A petition was created to save Radio Adelaide from closure and gathered over 2,000 supporters in just 24 hours.
Station worker Anthony Nocera says what separates Radio Adelaide from a lot of other community stations in South Australia is how longstanding it is.
“We have the support and structures in place to provide industry recognised training in radio and media to people from all over the community,” Anthony says.
Anthony hosts and produces The Range every Tuesday afternoon and also helps out with weekly queer show Pride and Prejudice every Thursday night.
Anthony says participating in student radio helped him find his passion and is the reason he pursued writing and working within the media.
“It’s a confidence thing. In order to really do something, to go after it and make it happen for yourself, you need to feel as though there are opportunities for you,” he says.
“For me, and I think for a lot of other people, Radio Adelaide was that opportunity. It’s a really special place.”
The loss of Radio Adelaide would be a loss for the community and the vitality of Adelaide's media landscape.
The station prides itself on diversity and gives a voice to people whether they be queer, non-English speaking, Indigenous or anything else in between. They provide hands on experience for media students at both UniSA and The University of Adelaide and showcase an array of local music.
The lack of support and funding for creative industries seems to be an ongoing issue and Anthony says attitudes towards the arts need to change.

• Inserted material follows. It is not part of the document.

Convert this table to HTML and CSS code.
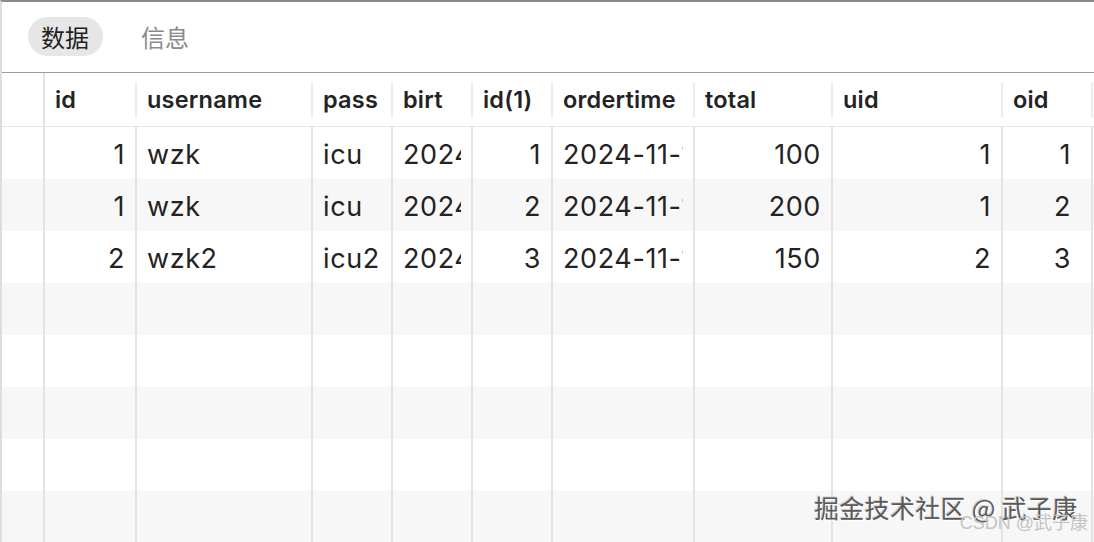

“Too often artists and creatives are seen as hobbyists who need to do real work and then be creative on the side,” Anthony says.
“If you look at the creatives and community media in Adelaide, you’ll see people doing remarkable work that is being recognised on a national, and sometimes international scale, on a shoestring budget.”
“I think if we change the attitudes and see them as real and important pursuits that contribute in a huge way to our community, we’ll be willing to put more money into them.”
So whether you’re a student, musician or simply a casual radio listener, you should care about Radio Adelaide.
It's time to speak out before we lose something that makes Adelaide so great.